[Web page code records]
----

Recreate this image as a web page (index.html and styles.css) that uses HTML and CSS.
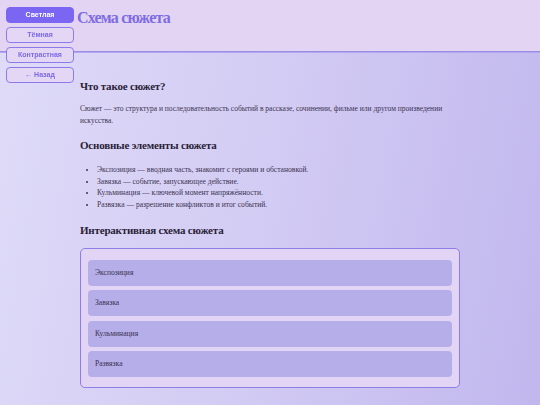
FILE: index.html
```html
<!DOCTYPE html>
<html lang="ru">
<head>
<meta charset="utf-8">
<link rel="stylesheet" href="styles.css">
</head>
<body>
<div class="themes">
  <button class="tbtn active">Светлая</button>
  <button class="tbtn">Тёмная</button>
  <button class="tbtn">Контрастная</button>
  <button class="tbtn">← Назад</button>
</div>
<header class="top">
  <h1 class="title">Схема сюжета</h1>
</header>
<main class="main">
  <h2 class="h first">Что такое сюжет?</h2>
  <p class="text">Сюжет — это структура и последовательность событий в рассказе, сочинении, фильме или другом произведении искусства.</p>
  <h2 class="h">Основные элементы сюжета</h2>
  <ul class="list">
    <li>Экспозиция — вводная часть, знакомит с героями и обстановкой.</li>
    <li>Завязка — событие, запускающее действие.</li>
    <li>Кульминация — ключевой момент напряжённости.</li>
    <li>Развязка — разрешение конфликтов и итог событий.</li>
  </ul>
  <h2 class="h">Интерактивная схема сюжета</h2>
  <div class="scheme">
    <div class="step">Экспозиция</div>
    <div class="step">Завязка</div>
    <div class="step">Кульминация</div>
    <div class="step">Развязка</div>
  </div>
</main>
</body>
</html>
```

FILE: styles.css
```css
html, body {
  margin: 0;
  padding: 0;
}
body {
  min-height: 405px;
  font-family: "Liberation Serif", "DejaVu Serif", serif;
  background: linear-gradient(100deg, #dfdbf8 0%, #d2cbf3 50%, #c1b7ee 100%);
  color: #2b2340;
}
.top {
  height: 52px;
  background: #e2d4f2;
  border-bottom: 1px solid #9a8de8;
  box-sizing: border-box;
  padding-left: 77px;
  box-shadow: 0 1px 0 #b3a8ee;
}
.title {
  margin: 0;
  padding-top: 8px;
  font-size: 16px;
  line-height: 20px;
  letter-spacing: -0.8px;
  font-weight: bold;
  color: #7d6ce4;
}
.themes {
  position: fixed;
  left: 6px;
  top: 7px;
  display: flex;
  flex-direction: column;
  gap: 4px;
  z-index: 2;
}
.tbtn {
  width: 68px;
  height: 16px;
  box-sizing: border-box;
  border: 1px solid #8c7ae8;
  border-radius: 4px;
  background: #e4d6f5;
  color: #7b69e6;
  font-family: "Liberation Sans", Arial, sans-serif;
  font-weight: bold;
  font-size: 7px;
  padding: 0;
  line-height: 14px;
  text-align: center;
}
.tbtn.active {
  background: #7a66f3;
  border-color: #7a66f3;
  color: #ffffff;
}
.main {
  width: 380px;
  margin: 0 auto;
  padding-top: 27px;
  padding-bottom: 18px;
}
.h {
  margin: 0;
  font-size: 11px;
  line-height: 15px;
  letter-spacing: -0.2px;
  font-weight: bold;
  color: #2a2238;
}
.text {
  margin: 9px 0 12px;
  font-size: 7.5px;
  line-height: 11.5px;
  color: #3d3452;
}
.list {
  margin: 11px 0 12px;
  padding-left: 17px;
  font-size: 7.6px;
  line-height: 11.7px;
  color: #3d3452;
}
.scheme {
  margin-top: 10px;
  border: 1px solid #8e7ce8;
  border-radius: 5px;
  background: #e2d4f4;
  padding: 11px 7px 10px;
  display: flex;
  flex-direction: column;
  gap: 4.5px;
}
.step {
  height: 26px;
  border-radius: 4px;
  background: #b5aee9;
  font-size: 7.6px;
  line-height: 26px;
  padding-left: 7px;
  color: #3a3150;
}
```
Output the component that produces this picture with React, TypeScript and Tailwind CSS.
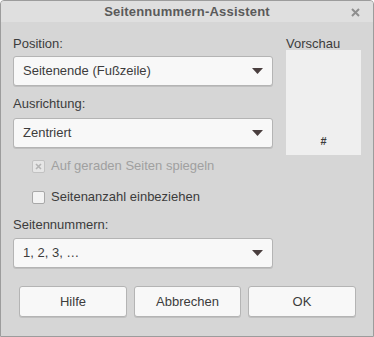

----

Without the pictures, output the full listing exactly as it stands.

Exercise result
Recreate this image as a web page (index.html and styles.css) that uses HTML and CSS.
FILE: index.html
```html
<!DOCTYPE html>
<html lang="ru">
<head>
<meta charset="utf-8">
<link rel="stylesheet" href="styles.css">
</head>
<body>
<div class="themes">
  <button class="tbtn active">Светлая</button>
  <button class="tbtn">Тёмная</button>
  <button class="tbtn">Контрастная</button>
  <button class="tbtn">← Назад</button>
</div>
<header class="top">
  <h1 class="title">Схема сюжета</h1>
</header>
<main class="main">
  <h2 class="h first">Что такое сюжет?</h2>
  <p class="text">Сюжет — это структура и последовательность событий в рассказе, сочинении, фильме или другом произведении искусства.</p>
  <h2 class="h">Основные элементы сюжета</h2>
  <ul class="list">
    <li>Экспозиция — вводная часть, знакомит с героями и обстановкой.</li>
    <li>Завязка — событие, запускающее действие.</li>
    <li>Кульминация — ключевой момент напряжённости.</li>
    <li>Развязка — разрешение конфликтов и итог событий.</li>
  </ul>
  <h2 class="h">Интерактивная схема сюжета</h2>
  <div class="scheme">
    <div class="step">Экспозиция</div>
    <div class="step">Завязка</div>
    <div class="step">Кульминация</div>
    <div class="step">Развязка</div>
  </div>
</main>
</body>
</html>
```

FILE: styles.css
```css
html, body {
  margin: 0;
  padding: 0;
}
body {
  min-height: 405px;
  font-family: "Liberation Serif", "DejaVu Serif", serif;
  background: linear-gradient(100deg, #dfdbf8 0%, #d2cbf3 50%, #c1b7ee 100%);
  color: #2b2340;
}
.top {
  height: 52px;
  background: #e2d4f2;
  border-bottom: 1px solid #9a8de8;
  box-sizing: border-box;
  padding-left: 77px;
  box-shadow: 0 1px 0 #b3a8ee;
}
.title {
  margin: 0;
  padding-top: 8px;
  font-size: 16px;
  line-height: 20px;
  letter-spacing: -0.8px;
  font-weight: bold;
  color: #7d6ce4;
}
.themes {
  position: fixed;
  left: 6px;
  top: 7px;
  display: flex;
  flex-direction: column;
  gap: 4px;
  z-index: 2;
}
.tbtn {
  width: 68px;
  height: 16px;
  box-sizing: border-box;
  border: 1px solid #8c7ae8;
  border-radius: 4px;
  background: #e4d6f5;
  color: #7b69e6;
  font-family: "Liberation Sans", Arial, sans-serif;
  font-weight: bold;
  font-size: 7px;
  padding: 0;
  line-height: 14px;
  text-align: center;
}
.tbtn.active {
  background: #7a66f3;
  border-color: #7a66f3;
  color: #ffffff;
}
.main {
  width: 380px;
  margin: 0 auto;
  padding-top: 27px;
  padding-bottom: 18px;
}
.h {
  margin: 0;
  font-size: 11px;
  line-height: 15px;
  letter-spacing: -0.2px;
  font-weight: bold;
  color: #2a2238;
}
.text {
  margin: 9px 0 12px;
  font-size: 7.5px;
  line-height: 11.5px;
  color: #3d3452;
}
.list {
  margin: 11px 0 12px;
  padding-left: 17px;
  font-size: 7.6px;
  line-height: 11.7px;
  color: #3d3452;
}
.scheme {
  margin-top: 10px;
  border: 1px solid #8e7ce8;
  border-radius: 5px;
  background: #e2d4f4;
  padding: 11px 7px 10px;
  display: flex;
  flex-direction: column;
  gap: 4.5px;
}
.step {
  height: 26px;
  border-radius: 4px;
  background: #b5aee9;
  font-size: 7.6px;
  line-height: 26px;
  padding-left: 7px;
  color: #3a3150;
}
```
Output the component that produces this picture with React, TypeScript and Tailwind CSS.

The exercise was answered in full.